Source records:
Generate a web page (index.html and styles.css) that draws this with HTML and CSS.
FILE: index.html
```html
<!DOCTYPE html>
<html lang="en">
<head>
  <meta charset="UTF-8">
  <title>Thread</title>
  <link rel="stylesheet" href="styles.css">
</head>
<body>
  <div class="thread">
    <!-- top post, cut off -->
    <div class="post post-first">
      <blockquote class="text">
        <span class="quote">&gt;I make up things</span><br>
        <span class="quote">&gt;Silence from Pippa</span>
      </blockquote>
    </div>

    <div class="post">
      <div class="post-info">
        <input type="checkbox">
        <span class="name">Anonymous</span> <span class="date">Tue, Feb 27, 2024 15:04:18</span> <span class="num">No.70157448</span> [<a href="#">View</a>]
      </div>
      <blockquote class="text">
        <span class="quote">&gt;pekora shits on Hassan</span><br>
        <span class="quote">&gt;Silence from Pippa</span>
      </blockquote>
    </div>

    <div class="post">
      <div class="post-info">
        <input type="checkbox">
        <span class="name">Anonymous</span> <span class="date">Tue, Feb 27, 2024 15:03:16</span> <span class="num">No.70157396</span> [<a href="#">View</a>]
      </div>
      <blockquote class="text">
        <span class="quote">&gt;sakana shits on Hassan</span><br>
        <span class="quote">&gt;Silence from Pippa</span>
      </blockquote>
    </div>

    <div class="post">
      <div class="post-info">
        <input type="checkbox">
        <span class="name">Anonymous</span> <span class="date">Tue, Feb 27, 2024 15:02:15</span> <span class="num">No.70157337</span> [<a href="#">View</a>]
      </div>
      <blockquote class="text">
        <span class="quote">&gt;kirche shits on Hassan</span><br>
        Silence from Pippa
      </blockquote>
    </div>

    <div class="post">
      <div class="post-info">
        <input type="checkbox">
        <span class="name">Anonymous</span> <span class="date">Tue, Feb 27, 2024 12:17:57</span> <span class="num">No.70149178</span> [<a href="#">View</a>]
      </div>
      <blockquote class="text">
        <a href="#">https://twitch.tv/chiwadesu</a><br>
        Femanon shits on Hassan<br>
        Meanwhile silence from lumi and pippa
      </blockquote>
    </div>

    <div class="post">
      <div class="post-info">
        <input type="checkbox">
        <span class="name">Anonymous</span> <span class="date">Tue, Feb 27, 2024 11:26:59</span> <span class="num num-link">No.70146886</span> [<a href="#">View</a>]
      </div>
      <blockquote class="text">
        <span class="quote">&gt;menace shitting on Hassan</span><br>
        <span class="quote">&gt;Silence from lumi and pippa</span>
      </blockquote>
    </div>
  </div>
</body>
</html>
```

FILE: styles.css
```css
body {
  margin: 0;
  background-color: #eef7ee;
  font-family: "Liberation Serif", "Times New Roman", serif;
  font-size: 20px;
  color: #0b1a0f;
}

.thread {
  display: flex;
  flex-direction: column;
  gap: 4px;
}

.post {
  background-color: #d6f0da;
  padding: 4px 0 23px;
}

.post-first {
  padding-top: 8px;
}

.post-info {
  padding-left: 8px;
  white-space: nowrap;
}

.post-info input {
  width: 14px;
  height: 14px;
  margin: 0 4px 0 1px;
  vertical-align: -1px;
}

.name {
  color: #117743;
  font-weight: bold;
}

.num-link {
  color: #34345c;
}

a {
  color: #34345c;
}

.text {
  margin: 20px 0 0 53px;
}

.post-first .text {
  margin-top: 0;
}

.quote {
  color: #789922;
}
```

==

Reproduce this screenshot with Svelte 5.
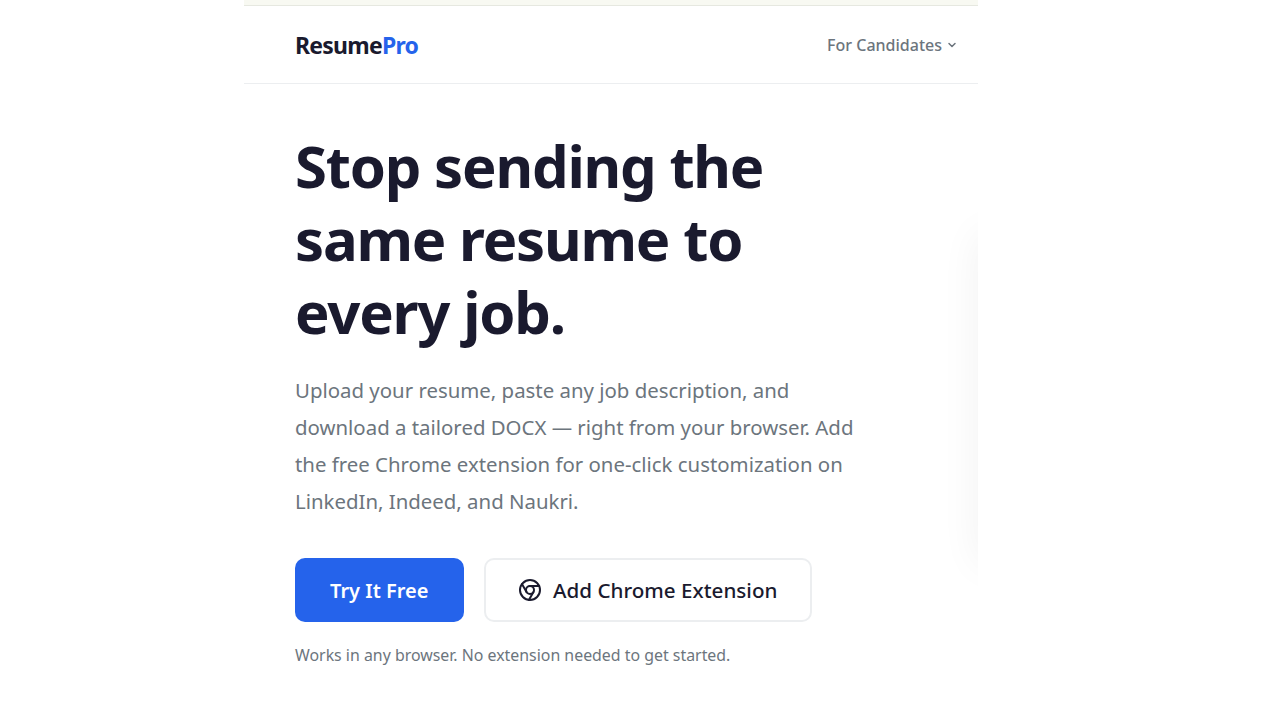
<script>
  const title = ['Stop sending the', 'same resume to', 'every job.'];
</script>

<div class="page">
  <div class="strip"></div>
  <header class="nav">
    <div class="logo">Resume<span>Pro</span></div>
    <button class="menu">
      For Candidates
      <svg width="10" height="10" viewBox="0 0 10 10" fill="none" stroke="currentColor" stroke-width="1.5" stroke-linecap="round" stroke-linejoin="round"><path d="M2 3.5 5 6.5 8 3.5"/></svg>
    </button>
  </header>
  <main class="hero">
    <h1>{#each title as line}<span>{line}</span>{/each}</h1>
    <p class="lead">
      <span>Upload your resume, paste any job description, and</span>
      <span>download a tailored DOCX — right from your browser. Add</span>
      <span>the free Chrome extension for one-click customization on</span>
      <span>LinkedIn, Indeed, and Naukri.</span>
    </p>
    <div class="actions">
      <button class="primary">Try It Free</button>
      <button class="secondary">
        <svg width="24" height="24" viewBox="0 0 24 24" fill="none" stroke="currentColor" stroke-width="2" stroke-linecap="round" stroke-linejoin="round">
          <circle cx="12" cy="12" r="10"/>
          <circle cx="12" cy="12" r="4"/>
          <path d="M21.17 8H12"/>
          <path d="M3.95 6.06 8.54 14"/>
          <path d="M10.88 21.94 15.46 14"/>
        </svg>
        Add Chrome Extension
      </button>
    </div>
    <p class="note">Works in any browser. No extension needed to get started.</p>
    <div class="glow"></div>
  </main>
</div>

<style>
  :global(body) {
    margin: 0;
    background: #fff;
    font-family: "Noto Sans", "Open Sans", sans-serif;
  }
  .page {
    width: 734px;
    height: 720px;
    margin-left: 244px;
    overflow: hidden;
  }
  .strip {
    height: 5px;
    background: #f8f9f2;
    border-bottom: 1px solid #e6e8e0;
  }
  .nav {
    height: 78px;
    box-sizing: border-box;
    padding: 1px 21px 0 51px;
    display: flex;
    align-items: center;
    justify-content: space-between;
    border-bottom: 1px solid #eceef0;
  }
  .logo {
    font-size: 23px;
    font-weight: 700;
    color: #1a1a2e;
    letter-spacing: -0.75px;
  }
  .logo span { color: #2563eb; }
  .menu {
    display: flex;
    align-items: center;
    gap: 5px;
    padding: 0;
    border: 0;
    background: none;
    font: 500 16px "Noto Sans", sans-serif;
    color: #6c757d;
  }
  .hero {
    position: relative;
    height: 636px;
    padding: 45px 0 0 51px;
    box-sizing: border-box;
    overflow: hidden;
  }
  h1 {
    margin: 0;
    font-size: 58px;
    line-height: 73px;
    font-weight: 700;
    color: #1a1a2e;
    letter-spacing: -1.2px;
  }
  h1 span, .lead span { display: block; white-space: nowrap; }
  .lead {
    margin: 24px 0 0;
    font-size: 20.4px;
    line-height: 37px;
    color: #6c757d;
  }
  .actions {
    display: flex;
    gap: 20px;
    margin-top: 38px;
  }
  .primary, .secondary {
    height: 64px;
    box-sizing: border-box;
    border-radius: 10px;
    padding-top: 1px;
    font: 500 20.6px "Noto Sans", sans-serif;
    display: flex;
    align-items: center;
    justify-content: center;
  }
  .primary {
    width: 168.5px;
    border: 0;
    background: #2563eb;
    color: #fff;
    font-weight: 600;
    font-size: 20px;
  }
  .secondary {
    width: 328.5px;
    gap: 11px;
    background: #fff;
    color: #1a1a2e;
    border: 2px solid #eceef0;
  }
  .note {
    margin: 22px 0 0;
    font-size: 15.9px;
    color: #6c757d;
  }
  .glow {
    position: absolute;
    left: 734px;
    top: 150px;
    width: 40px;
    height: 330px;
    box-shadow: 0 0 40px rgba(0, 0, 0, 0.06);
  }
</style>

...

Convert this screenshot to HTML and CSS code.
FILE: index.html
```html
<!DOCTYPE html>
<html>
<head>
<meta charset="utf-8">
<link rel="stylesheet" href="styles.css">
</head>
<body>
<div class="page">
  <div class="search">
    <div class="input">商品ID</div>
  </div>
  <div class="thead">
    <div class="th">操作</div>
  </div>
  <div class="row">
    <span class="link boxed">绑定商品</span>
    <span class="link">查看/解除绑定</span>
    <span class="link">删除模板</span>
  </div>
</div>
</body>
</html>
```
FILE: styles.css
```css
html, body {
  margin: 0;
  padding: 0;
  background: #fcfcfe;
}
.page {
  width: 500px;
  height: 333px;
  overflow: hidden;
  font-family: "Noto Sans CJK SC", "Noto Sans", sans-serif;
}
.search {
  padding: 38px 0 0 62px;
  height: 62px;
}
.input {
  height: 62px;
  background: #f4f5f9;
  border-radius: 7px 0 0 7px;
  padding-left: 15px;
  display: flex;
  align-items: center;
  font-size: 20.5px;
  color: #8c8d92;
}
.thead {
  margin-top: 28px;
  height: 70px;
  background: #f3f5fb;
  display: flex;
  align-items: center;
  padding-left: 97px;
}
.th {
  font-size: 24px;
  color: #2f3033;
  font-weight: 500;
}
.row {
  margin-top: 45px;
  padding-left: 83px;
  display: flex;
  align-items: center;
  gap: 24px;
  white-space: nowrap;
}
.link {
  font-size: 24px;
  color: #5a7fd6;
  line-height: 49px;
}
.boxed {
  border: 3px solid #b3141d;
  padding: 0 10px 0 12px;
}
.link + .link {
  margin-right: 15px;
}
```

Stated exercise — Isolate the lines that hold the word "with" and copy all of them.

Completed exercise —
Generate a web page (index.html and styles.css) that draws this with HTML and CSS.
Reproduce this screenshot with Svelte 5.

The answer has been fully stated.